Hacker News new | ask | show | jobs
by mtgx 3301 days ago
It's also a real shame they're doing this before Mozilla. Mozilla already has Tracking Protection but only for Private Windows.

It's like Mozilla can't even embrace its privacy stance fully.

5 comments

Like their entire revenue stream comes from search deals, who all depend on advertising.
In fact, Mozilla is working on that: https://testpilot.firefox.com/experiments/tracking-protectio...

> We believe these additions will help us take the next step toward shipping Tracking Protection in Firefox beyond Private Browsing Mode.
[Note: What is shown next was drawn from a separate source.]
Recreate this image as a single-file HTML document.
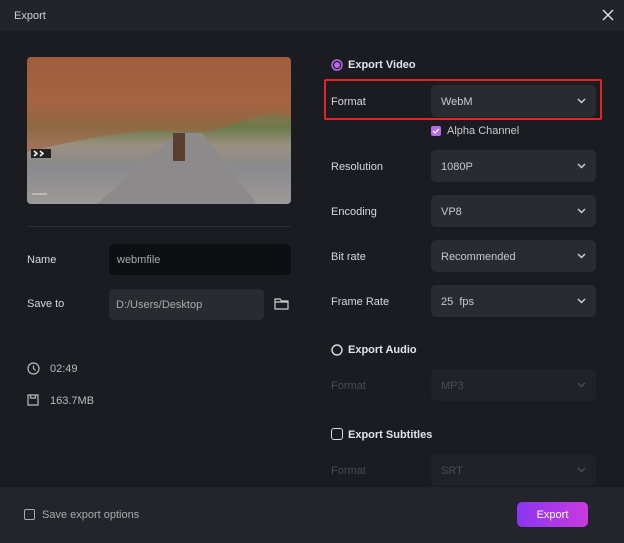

Look for that study in late 2017.

Not exactly the same, but there's Privacy Badger [1] from EFF that works on Firefox, Chrome and Opera. If you'd like to see a visualization of the tracking for your browsing habits, there's Lightbeam [2] from Mozilla. Both these have been around for a few years now.
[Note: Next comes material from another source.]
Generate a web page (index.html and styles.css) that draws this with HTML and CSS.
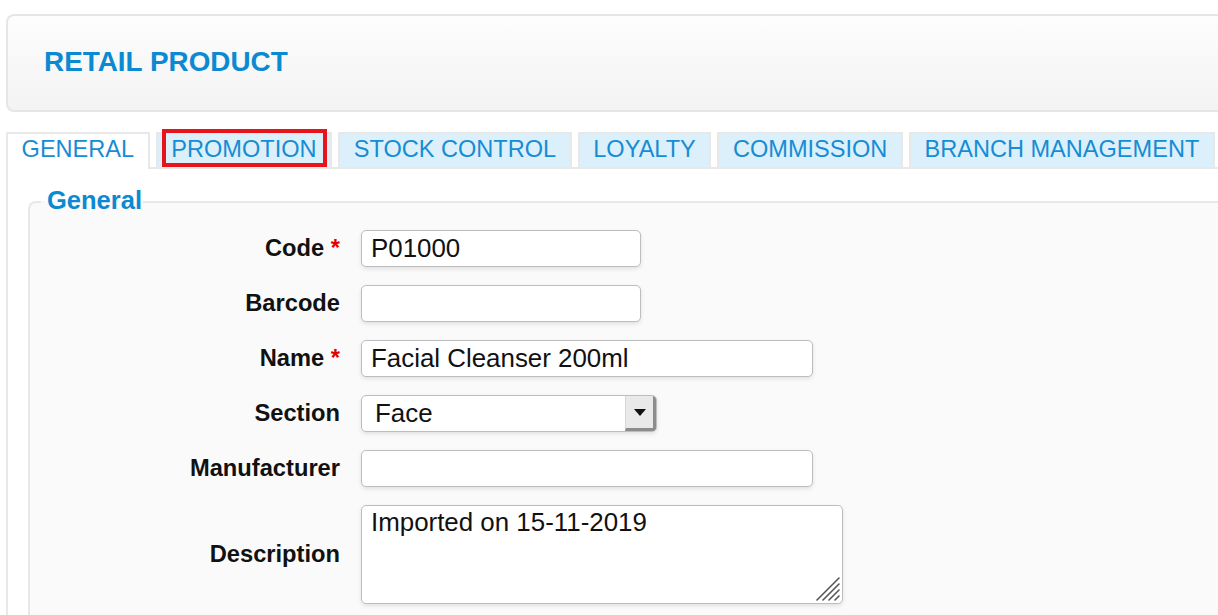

[1]: https://www.eff.org/privacybadger

[2]: https://www.mozilla.org/en-US/lightbeam/

You can enable Tracking Protection in Firefox for normal browsing windows in the settings->privacy tab
Does not appear for me. It's only for the private windows.
Oh. I am sorry. True, it doesn't appear for normal windows. Anyway, as some other user suggested, visit "about:config" and change the privacy settings there.
What key?
I didn't realize it was only activated in private windows. Now that you've made me notice I consider this misleading, on the settings page it says nothing about being private windows only.
It most certainly does say that this only applies to private windows, "Use Tracking Protection in Private Windows" [1]. If you want the always using tracking protection you can set privacy.trackingprotection.enabled to true in about:config or install the disconnect extension.